**Exercise goal**
Filter out everything except lines holding "this".

**Available data**

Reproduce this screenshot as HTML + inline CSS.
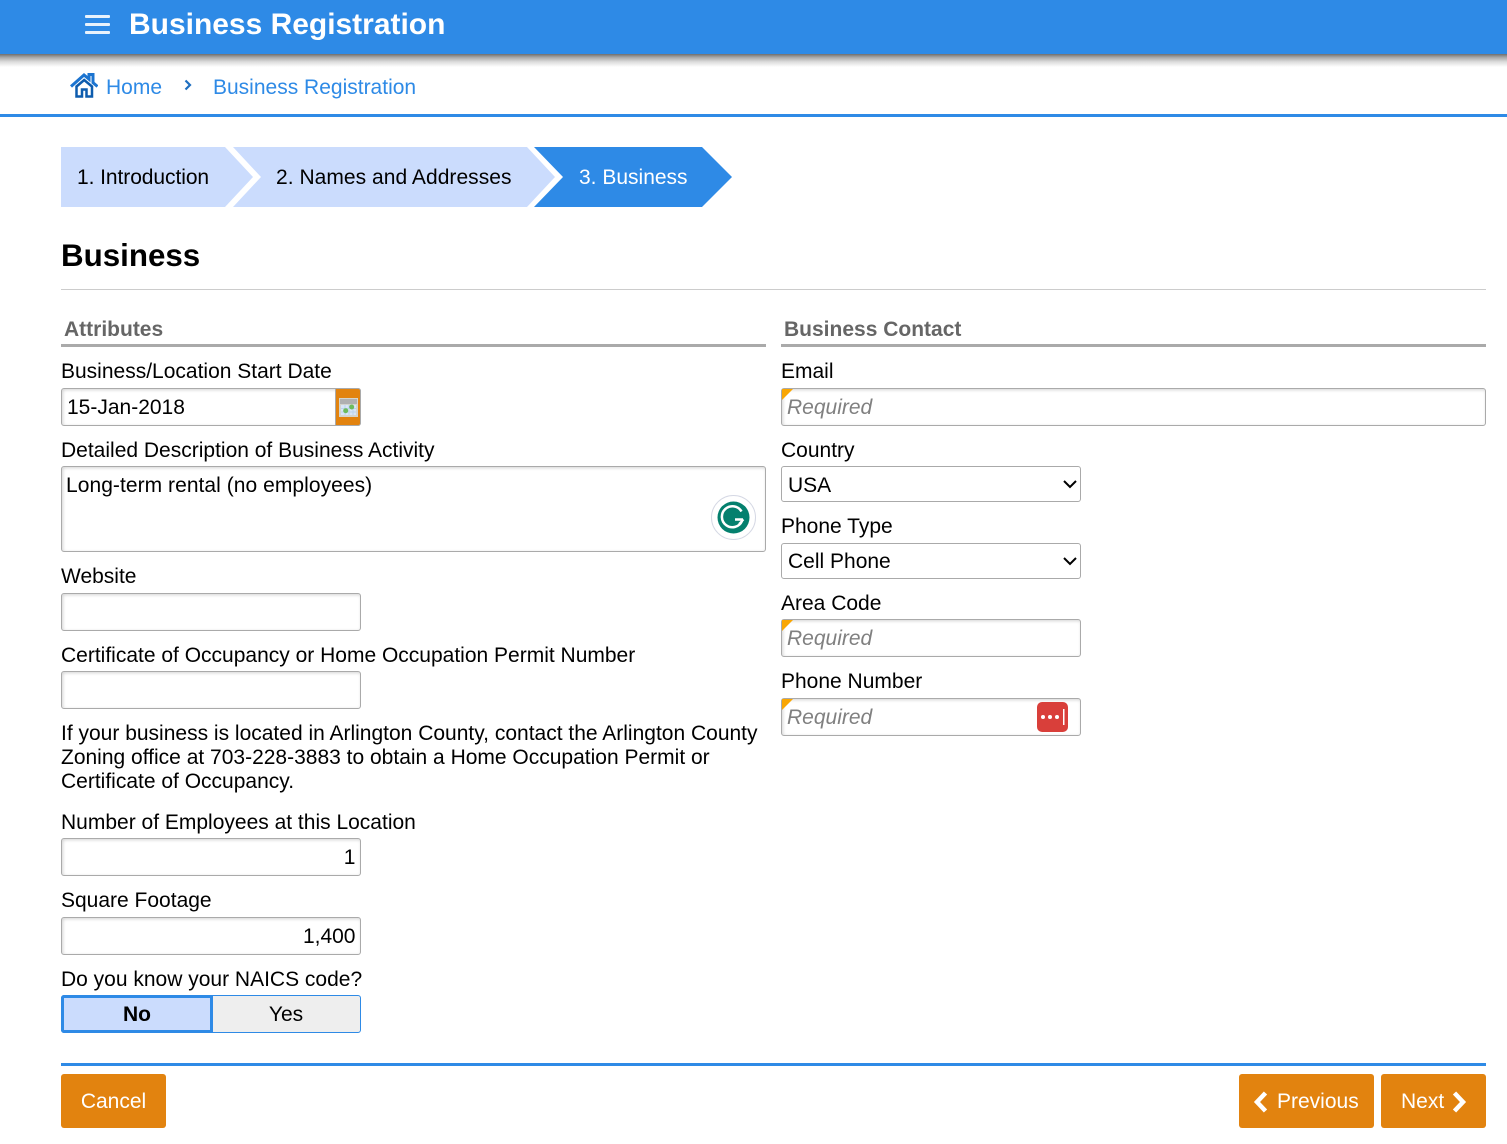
<!DOCTYPE html>
<html><head><meta charset="utf-8"><title>Business Registration</title>
<style>
html,body{margin:0;padding:0;background:#fff}
body{width:1507px;height:1144px;position:relative;overflow:hidden;font-family:"Liberation Sans",sans-serif;color:#000}
.t{position:absolute;white-space:nowrap;font-size:21px;line-height:24px;margin-top:1px}
.b{position:absolute;box-sizing:border-box;background:#fff;border:1px solid #aaa;border-radius:3px;box-shadow:inset 1px 1px 3px rgba(0,0,0,.18)}
.r:before{content:"";position:absolute;left:0;top:0;border-style:solid;border-width:11px 11px 0 0;border-color:#f9a602 transparent transparent transparent}
.ph{position:absolute;font-size:21px;line-height:24px;font-style:italic;color:#808080;left:5px;top:7px}
.sel{position:absolute;box-sizing:border-box;background:#fff;border:1px solid #aaa;border-radius:3px;width:300px;height:36px;font-size:21px;line-height:36px;padding-left:6px}
.sel svg{position:absolute;right:2px;top:12px}
.btn{position:absolute;background:#e2830f;border-radius:3px;color:#fff;font-size:21px;line-height:56px;height:54px;top:1074px}
.h{position:absolute;font-size:21px;line-height:24px;font-weight:bold;color:#666;white-space:nowrap;margin-top:1px}
.u{position:absolute;height:3px;background:#aaa;top:344px}
</style></head><body>

<div style="position:absolute;left:0;top:54px;width:1507px;height:13px;background:linear-gradient(#6e6e6e,#a6a6a6 25%,#dcdcdc 60%,#fff)"></div>
<div style="position:absolute;left:0;top:0;width:1507px;height:54px;background:#2e8ae6"></div>
<svg style="position:absolute;left:85px;top:14px" width="25" height="21"><g fill="#e8f2fc"><rect y="1" width="25" height="3" rx="1"/><rect y="9" width="25" height="3" rx="1"/><rect y="17" width="25" height="3" rx="1"/></g></svg>
<div class="t" style="left:129px;top:6px;font-size:29.980px;line-height:36px;font-weight:bold;color:#fff">Business Registration</div>

<svg style="position:absolute;left:70px;top:73px" width="28" height="25" viewBox="0 0 28 25"><path d="M1 13.500 14 2l5 4.200V1.500h4v8.200l4.500 3.800" fill="none" stroke="#1c74d0" stroke-width="3"/><path d="M6.500 13.500V23.500H12V16.500h4.500V23.500H22V13.500L14.200 7z" fill="#fff" stroke="#0d5cae" stroke-width="2.500"/></svg>
<div class="t" style="left:106px;top:75px;color:#2e8ae6">Home</div>
<svg style="position:absolute;left:184px;top:79px" width="8" height="12"><path d="M1.500 1.500 6 6l-4.500 4.500" fill="none" stroke="#1f6fc0" stroke-width="2.200"/></svg>
<div class="t" style="left:213px;top:75px;color:#2e8ae6">Business Registration</div>
<div style="position:absolute;left:0;top:114px;width:1507px;height:3px;background:#2e8ae6"></div>

<svg style="position:absolute;left:61px;top:147px" width="672" height="60">
<polygon points="0,0 164,0 192,30 164,60 0,60" fill="#cbdcfd"/>
<polygon points="172,0 466,0 494,30 466,60 172,60 200,30" fill="#cbdcfd"/>
<polygon points="473,0 641,0 671,30 641,60 473,60 502,30" fill="#2e8ae6"/>
</svg>
<div class="t" style="left:77px;top:165px;letter-spacing:-.07px">1. Introduction</div>
<div class="t" style="left:276px;top:165px;letter-spacing:.04px">2. Names and Addresses</div>
<div class="t" style="left:579px;top:165px;color:#fff">3. Business</div>

<div class="t" style="left:61px;top:237px;margin-top:0;font-size:31.300px;line-height:38px;font-weight:bold">Business</div>
<div style="position:absolute;left:61px;top:289px;width:1425px;height:1px;background:#ccc"></div>

<div class="h" style="left:64px;top:317px">Attributes</div>
<div class="u" style="left:61px;width:705px"></div>
<div class="h" style="left:784px;top:317px">Business Contact</div>
<div class="u" style="left:781px;width:705px"></div>

<div class="t" style="left:61px;top:359px">Business/Location Start Date</div>
<div class="b" style="left:61px;top:388px;width:300px;height:38px"></div>
<div class="t" style="left:67px;top:395px">15-Jan-2018</div>
<div style="position:absolute;left:335px;top:388px;width:26px;height:38px;box-sizing:border-box;background:#e2830f;border:1px solid #aaa;border-radius:0 3px 3px 0"></div>
<svg style="position:absolute;left:339px;top:398px" width="19" height="19"><rect width="19" height="19" fill="#d4d4ce"/><rect x="1" y="1" width="17" height="5" fill="#b0b0b0"/><rect x="2" y="7" width="15" height="10" fill="#d8e6f7"/><path d="M2 10.500h15M2 14h15M6 7v10M10 7v10M14 7v10" stroke="#bcd3ec" stroke-width="1"/><circle cx="6.700" cy="12.700" r="2.500" fill="#6dbb5c"/><circle cx="12.700" cy="9" r="2.500" fill="#6dbb5c"/></svg>

<div class="t" style="left:61px;top:438px">Detailed Description of Business Activity</div>
<div class="b" style="left:61px;top:466px;width:705px;height:86px"></div>
<div class="t" style="left:66px;top:473px;letter-spacing:.05px">Long-term rental (no employees)</div>
<svg style="position:absolute;left:711px;top:495px" width="45" height="45" viewBox="0 0 45 45"><circle cx="22.500" cy="22.500" r="22" fill="#fff" stroke="#d5d8e4"/><circle cx="22.500" cy="22.500" r="16" fill="#04806e"/><path d="M30.500 16.500A10.500 10.500 0 1 0 31 26" fill="none" stroke="#fff" stroke-width="2.500"/><path d="M24 24.500h8" fill="none" stroke="#fff" stroke-width="2.500"/><path d="M28 29l4.500-4.500" fill="none" stroke="#fff" stroke-width="2"/></svg>

<div class="t" style="left:61px;top:564px">Website</div>
<div class="b" style="left:61px;top:593px;width:300px;height:38px"></div>

<div class="t" style="left:61px;top:643px">Certificate of Occupancy or Home Occupation Permit Number</div>
<div class="b" style="left:61px;top:671px;width:300px;height:38px"></div>

<div class="t" style="left:61px;top:721px">If your business is located in Arlington County, contact the Arlington County</div>
<div class="t" style="left:61px;top:745px">Zoning office at 703-228-3883 to obtain a Home Occupation Permit or</div>
<div class="t" style="left:61px;top:769px">Certificate of Occupancy.</div>

<div class="t" style="left:61px;top:810px">Number of Employees at this Location</div>
<div class="b" style="left:61px;top:838px;width:300px;height:38px"></div>
<div class="t" style="right:1151.600px;top:845px">1</div>

<div class="t" style="left:61px;top:888px">Square Footage</div>
<div class="b" style="left:61px;top:917px;width:300px;height:38px"></div>
<div class="t" style="right:1151.500px;top:924px">1,400</div>

<div class="t" style="left:61px;top:967px">Do you know your NAICS code?</div>
<div style="position:absolute;left:61px;top:995px;width:300px;height:38px;box-sizing:border-box;border:1px solid #2e8ae6;border-radius:3px;background:#eee"></div>
<div style="position:absolute;left:61px;top:995px;width:152px;height:38px;box-sizing:border-box;border:3px solid #2e8ae6;border-radius:3px 0 0 3px;background:#cbdcfd;text-align:center;font-weight:bold;font-size:21px;line-height:34px">No</div>
<div class="t" style="left:212.500px;width:147px;text-align:center;top:1002px">Yes</div>

<div class="t" style="left:781px;top:359px">Email</div>
<div class="b r" style="left:781px;top:388px;width:705px;height:38px"><span class="ph">Required</span></div>

<div class="t" style="left:781px;top:438px">Country</div>
<div class="sel" style="left:781px;top:466px;line-height:37px">USA<svg width="16" height="10"><path d="M2 2l6 6 6-6" fill="none" stroke="#000" stroke-width="2"/></svg></div>
<div class="t" style="left:781px;top:514px">Phone Type</div>
<div class="sel" style="left:781px;top:543px">Cell Phone<svg width="16" height="10"><path d="M2 2l6 6 6-6" fill="none" stroke="#000" stroke-width="2"/></svg></div>
<div class="t" style="left:781px;top:591px">Area Code</div>
<div class="b r" style="left:781px;top:619px;width:300px;height:38px"><span class="ph">Required</span></div>
<div class="t" style="left:781px;top:669px">Phone Number</div>
<div class="b r" style="left:781px;top:698px;width:300px;height:38px"><span class="ph">Required</span></div>
<svg style="position:absolute;left:1037px;top:702px" width="31" height="30"><rect width="31" height="30" rx="5" fill="#d93f3a"/><g fill="#fff"><circle cx="6" cy="15" r="2"/><circle cx="13" cy="15" r="2"/><circle cx="20" cy="15" r="2"/><rect x="26" y="7" width="1.500" height="16"/></g></svg>

<div style="position:absolute;left:61px;top:1063px;width:1425px;height:3px;background:#2e8ae6"></div>
<div class="btn" style="left:61px;width:105px;text-align:center">Cancel</div>
<div class="btn" style="left:1239px;width:135px"></div>
<svg style="position:absolute;left:1253px;top:1090px" width="16" height="24"><path d="M12.500 3 4 12l8.500 9" fill="none" stroke="#fff" stroke-width="4.500"/></svg>
<div class="t" style="left:1277px;top:1089px;color:#fff">Previous</div>
<div class="btn" style="left:1381px;width:105px"></div>
<div class="t" style="left:1401px;top:1089px;color:#fff">Next</div>
<svg style="position:absolute;left:1451px;top:1090px" width="16" height="24"><path d="M3.500 3 12 12l-8.500 9" fill="none" stroke="#fff" stroke-width="4.500"/></svg>
</body></html>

**Result of the exercise**
Reproduce this screenshot as HTML + inline CSS.
<div class="t" style="left:61px;top:810px">Number of Employees at this Location</div>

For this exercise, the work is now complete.